De speed pedelec kan ook gebruikt worden voor het vervoeren van kinderen. Aangepaste en veilige kinderzitjes en fietskarren moeten dan ook worden toegelaten voor deze fietsen.
Het is verboden, net zoals op bromfietsen, om kinderen onder de drie jaar te vervoeren op een speed pedelec. Kinderen tussen 3 en 8 jaar moeten in een kinderbeveiligingssysteem worden vervoerd. In een aanhangwagen is het verboden om kinderen te vervoeren, aan een snelheid van 45 km/u kinderen vervoeren in een aanhangwagen gekoppeld aan een speed pedelec is te gevaarlijk.
We vragen dat speed pedelecs ook worden toegelaten om buiten de bebouwde kom te fietsen op alle fietspaden (ook met bord D9) en op de gelijkgrondse bermen.
Als snelheid beperkt is tot 50 km/u of minder hebben bestuurders van speed pedelecs de keuze tussen het fietspad en de rijbaan. Omdat een D9 bord ook voetgangers toelaat, lijkt dit moeilijk te vereenzelvigen met de aanwezigheid van voertuigen die tot 45 km/u kunnen halen.
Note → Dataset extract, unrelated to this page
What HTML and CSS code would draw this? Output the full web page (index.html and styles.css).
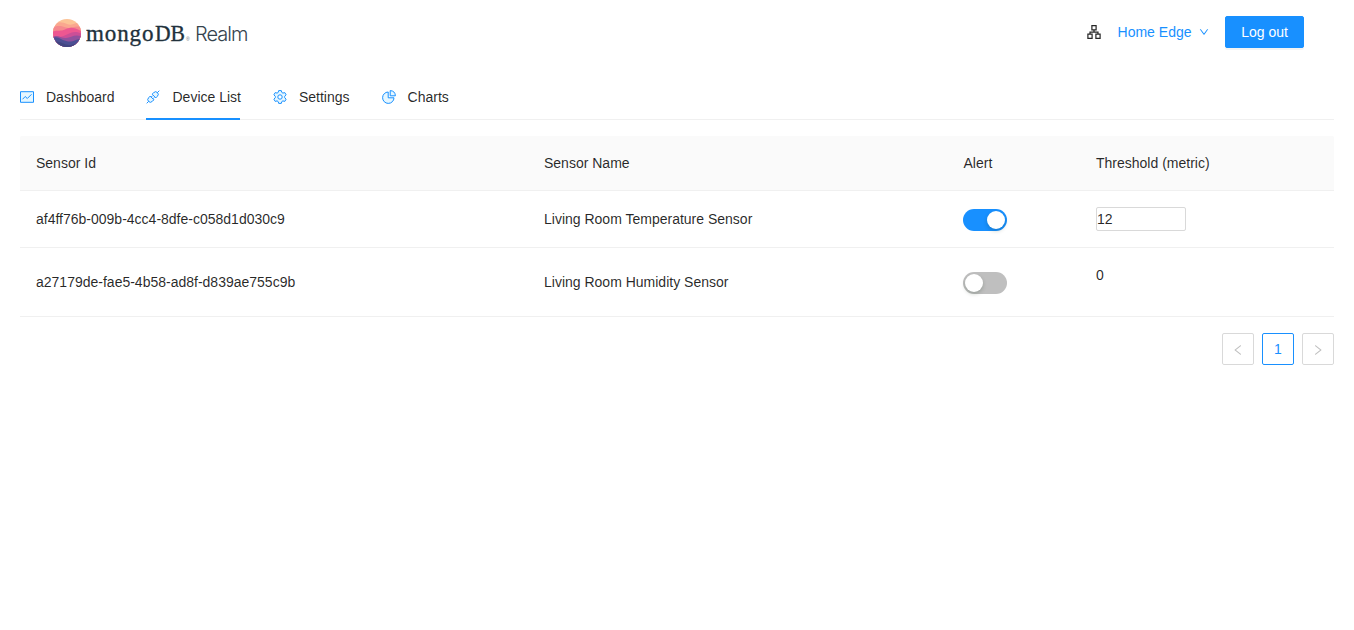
FILE: index.html
```html
<!DOCTYPE html>
<html lang="en">
<head>
<meta charset="utf-8">
<title>MongoDB Realm</title>
<link rel="stylesheet" href="styles.css">
</head>
<body>
<header class="header">
  <div class="brand">
    <svg class="brand-mark" viewBox="0 0 28 28">
      <defs><clipPath id="disc"><circle cx="14" cy="14" r="14"/></clipPath></defs>
      <g clip-path="url(#disc)">
        <rect width="28" height="28" fill="#fcc397"/>
        <path d="M0 6C5 2 9 3 14 5S22 4 28 3V28H0Z" fill="#faa78f"/>
        <path d="M0 8.500C5 6 9 7 13 8.500S22 6.500 28 8V28H0Z" fill="#f5898d"/>
        <path d="M0 12.500C5 11 8 12.500 12 10.500S20 7.500 28 12V28H0Z" fill="#ed5791"/>
        <path d="M0 18C6 18 9 18 14 15.500S22 12 28 14.500V28H0Z" fill="#cb4f97"/>
        <path d="M0 17.500C5 15.500 8 19.500 13 19S21 15 28 17V28H0Z" fill="#90519d"/>
        <path d="M0 19C5 16.500 9 22 15 22.500S23 20 28 20V28H0Z" fill="#4c4f93"/>
        <path d="M0 23C6 21 11 26 16 26S23 24 28 24V28H0Z" fill="#414681"/>
      </g>
    </svg>
    <svg class="brand-name" viewBox="0 0 164 32">
      <text class="mongo" x="0" y="23.500" textLength="67.500">mongo</text>
      <text class="mongo db" x="69" y="23.500" textLength="30" lengthAdjust="spacingAndGlyphs">DB</text>
      <text class="reg" x="100" y="23.500">®</text>
      <text class="realm" x="109" y="23.500" textLength="53.500">Realm</text>
    </svg>
  </div>
  <div class="account">
    <svg class="icon cluster" viewBox="0 0 14 14"><path d="M4.900.6h4.200v4.200H4.900ZM.9 9.200h4.200v4.200H.9ZM8.900 9.200h4.200v4.200H8.900ZM7 4.800v2.200M3 9.200V7.100h8v2.100"/></svg>
    <a class="edge">Home Edge
      <svg class="chevron" viewBox="64 64 896 896"><path d="M884 256h-75c-5.100 0-9.900 2.500-12.900 6.600L512 654.200 227.900 262.600c-3-4.100-7.800-6.600-12.900-6.600h-75c-6.500 0-10.300 7.400-6.500 12.700l352.600 486.100c12.800 17.600 39 17.600 51.700 0l352.600-486.100c3.900-5.300.1-12.700-6.400-12.700z"/></svg>
    </a>
    <button class="logout">Log out</button>
  </div>
</header>
<main class="content">
  <nav class="tabs">
    <a class="tab"><svg class="icon two-tone" viewBox="0 0 14 14"><path class="tint" d="M.5 1.700h13v10.600H.5Z"/><path d="M2.500 9.300 5.200 6.500 7.300 8.500 11.500 4.300"/></svg>Dashboard</a>
    <a class="tab active"><svg class="icon two-tone" viewBox="0 0 14 14"><path class="tint" d="M6.100 4.200 7.500 2.800A2.850 2.850 0 0 1 11.500 2.500 2.850 2.850 0 0 1 11.200 6.500L9.800 7.900ZM4.200 6.100 2.800 7.500A2.850 2.850 0 0 0 2.500 11.500 2.850 2.850 0 0 0 6.500 11.200L7.900 9.800Z"/><path d="M11.500 2.500 13.300.7M2.500 11.500.7 13.300M5.200 7.100 6.600 5.700M6.900 8.800 8.300 7.400"/></svg>Device List</a>
    <a class="tab"><svg class="icon two-tone" viewBox="0 0 14 14"><path class="tint" d="M5.700.6h2.600l.5 1.800 1.100.7 1.900-.5 1.300 2.200-1.400 1.500v1.400l1.400 1.500-1.300 2.200-1.900-.5-1.100.7-.5 1.800H5.700l-.5-1.800-1.100-.7-1.900.5L.9 9.200l1.400-1.500V6.300L.9 4.800l1.300-2.200 1.900.5 1.100-.7Z"/><circle class="hole" cx="7" cy="7" r="2.200"/></svg>Settings</a>
    <a class="tab"><svg class="icon two-tone" viewBox="0 0 14 14"><path class="tint" d="M6.200 2A5.700 5.700 0 1 0 12 7.800H6.200Z"/><path class="tint" d="M8.200.6A5.500 5.500 0 0 1 13.400 5.800H8.200Z"/></svg>Charts</a>
  </nav>
  <table class="devices">
    <colgroup><col class="col-id"><col class="col-name"><col class="col-alert"><col class="col-threshold"></colgroup>
    <thead>
      <tr><th>Sensor Id</th><th>Sensor Name</th><th>Alert</th><th>Threshold (metric)</th></tr>
    </thead>
    <tbody>
      <tr>
        <td>af4ff76b-009b-4cc4-8dfe-c058d1d030c9</td>
        <td>Living Room Temperature Sensor</td>
        <td><button class="switch on" role="switch" aria-checked="true" aria-label="Alert"></button></td>
        <td><input class="threshold" type="text" value="12" aria-label="Threshold"></td>
      </tr>
      <tr>
        <td>a27179de-fae5-4b58-ad8f-d839ae755c9b</td>
        <td>Living Room Humidity Sensor</td>
        <td><button class="switch" role="switch" aria-checked="false" aria-label="Alert"></button></td>
        <td><p class="value">0</p></td>
      </tr>
    </tbody>
  </table>
  <div class="pagination">
    <button class="page disabled" aria-label="Previous"><svg viewBox="64 64 896 896"><path d="M724 218.300V141c0-6.700-7.700-10.400-12.900-6.300L260.300 486.800a31.860 31.860 0 000 50.300l450.800 352.100c5.300 4.100 12.900.4 12.900-6.300v-77.300c0-4.900-2.300-9.600-6.100-12.600l-360-281 360-281.100c3.800-3 6.100-7.700 6.100-12.600z"/></svg></button>
    <button class="page current">1</button>
    <button class="page disabled" aria-label="Next"><svg viewBox="64 64 896 896"><path d="M765.700 486.800L314.900 134.700A7.970 7.970 0 00302 141v77.300c0 4.900 2.300 9.600 6.100 12.600l360 281.100-360 281.100c-3.900 3-6.100 7.700-6.100 12.600V883c0 6.700 7.700 10.400 12.900 6.300l450.800-352.100a31.960 31.960 0 000-50.400z"/></svg></button>
  </div>
</main>
</body>
</html>
```
FILE: styles.css
```css
* { box-sizing: border-box; }
body {
  margin: 0;
  background: #fff;
  color: rgba(0, 0, 0, .85);
  font: 14px/22px "Liberation Sans", Arial, sans-serif;
}
button { font: inherit; cursor: pointer; }
svg { display: block; flex: none; }

.header {
  height: 64px;
  padding: 0 50px 0 53px;
  display: flex;
  justify-content: space-between;
  align-items: center;
}
.brand { display: flex; align-items: center; gap: 5px; padding-top: 2px; }
.brand-mark { width: 28px; height: 28px; }
.brand-name { width: 164px; height: 32px; }
.mongo { font: 23px "Liberation Serif", serif; fill: #21313c; stroke: #21313c; stroke-width: .35px; }
.db { font-size: 24px; }
.reg { font: 5px "Liberation Sans", sans-serif; fill: #6a757d; }
.realm { font: 300 20px Inter, Roboto, sans-serif; fill: #35434d; }

.account { display: flex; align-items: center; }
.icon { width: 14px; height: 14px; fill: none; stroke-width: 1.2; }
.cluster { stroke: #262626; margin-right: 16.500px; }
.edge { display: flex; align-items: center; gap: 7.500px; color: #1890ff; margin-right: 16px; }
.chevron { width: 10px; height: 10px; fill: #1890ff; }
.logout {
  width: 79px;
  height: 32px;
  padding: 0;
  color: #fff;
  background: #1890ff;
  border: 1px solid #1890ff;
  border-radius: 2px;
  box-shadow: 0 2px 0 rgba(0, 0, 0, .045);
}

.content { padding: 10px 20px 0; }
.tabs {
  display: flex;
  gap: 32px;
  height: 46px;
  margin-bottom: 16px;
  box-shadow: inset 0 -1px #f0f0f0;
}
.tab { display: flex; align-items: center; gap: 12px; }
.active {
  gap: 12.500px;
  margin-left: -.500px;
  background: linear-gradient(#1890ff, #1890ff) left bottom / 94px 2px no-repeat;
}
.two-tone { stroke: #1890ff; stroke-width: 1; }
.tint { fill: #e6f7ff; }
.hole { fill: #fff; }

.devices { width: 100%; table-layout: fixed; border-collapse: separate; border-spacing: 0; }
.col-id { width: 508px; }
.col-name { width: 419.500px; }
.col-alert { width: 132.500px; }
.col-threshold { width: 254px; }
th, td { padding: 16px; text-align: left; vertical-align: middle; border-bottom: 1px solid #f0f0f0; }
th { font-weight: 400; background: #fafafa; }
th:first-child { border-top-left-radius: 2px; }
th:last-child { border-top-right-radius: 2px; }

.switch {
  display: flex;
  align-items: center;
  width: 44px;
  height: 22px;
  margin: 2px 0 0 -.600px;
  padding: 2px;
  border: 0;
  border-radius: 11px;
  background: #bfbfbf;
}
.switch::before {
  content: "";
  width: 18px;
  height: 18px;
  border-radius: 9px;
  background: #fff;
  box-shadow: 0 2px 4px rgba(0, 35, 11, .2);
}
.on { justify-content: flex-end; background: #1890ff; }
.threshold {
  display: block;
  width: 90px;
  height: 24px;
  padding: 0;
  font: inherit;
  color: inherit;
  border: 1px solid #d9d9d9;
  border-radius: 2px;
  outline: 0;
}
.value { margin: 0 0 14px; }

.pagination { display: flex; justify-content: flex-end; gap: 8px; margin-top: 16px; }
.page {
  display: flex;
  align-items: center;
  justify-content: center;
  width: 32px;
  height: 32px;
  padding: 0;
  border: 1px solid #d9d9d9;
  border-radius: 2px;
  background: #fff;
}
.page svg { width: 12px; height: 12px; margin-top: 2px; fill: #bfbfbf; }
.current { color: #1890ff; border-color: #1890ff; }
```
Daarom precies dat de bromfietsen klasse B er ook niet zijn toegelaten en rekening houden met het feit dat elektrische fietsen door voetgangers niet zo makkelijk herkend kunnen worden, is het niet aangewezen speed pedelecs er toe te laten.
We vragen dat bestuurders van speed pedelecs ook de verkeersborden B22 en B23 mogen gebruiken. De geldigheid van de borden B22 en B23 is beperkt tot fietsers. Indien men het toepassingsgebied ervan wil uitbreiden tot speed pedelecs moet men hetzelfde doen voor bromfietsen klasse A en B, en waarom niet voor alle andere weggebruikers die gemachtigd zijn het fietspad te gebruiken. Er is een diepgaandere analyse nodig alvorens dit in te voeren, dit zal ongetwijfeld aan bod komen tijdens de besprekingen m.b.t de vereenvoudigde wegcode. Het is overigens zo dat in Vlaanderen van die borden geen gebruik wordt gemaakt.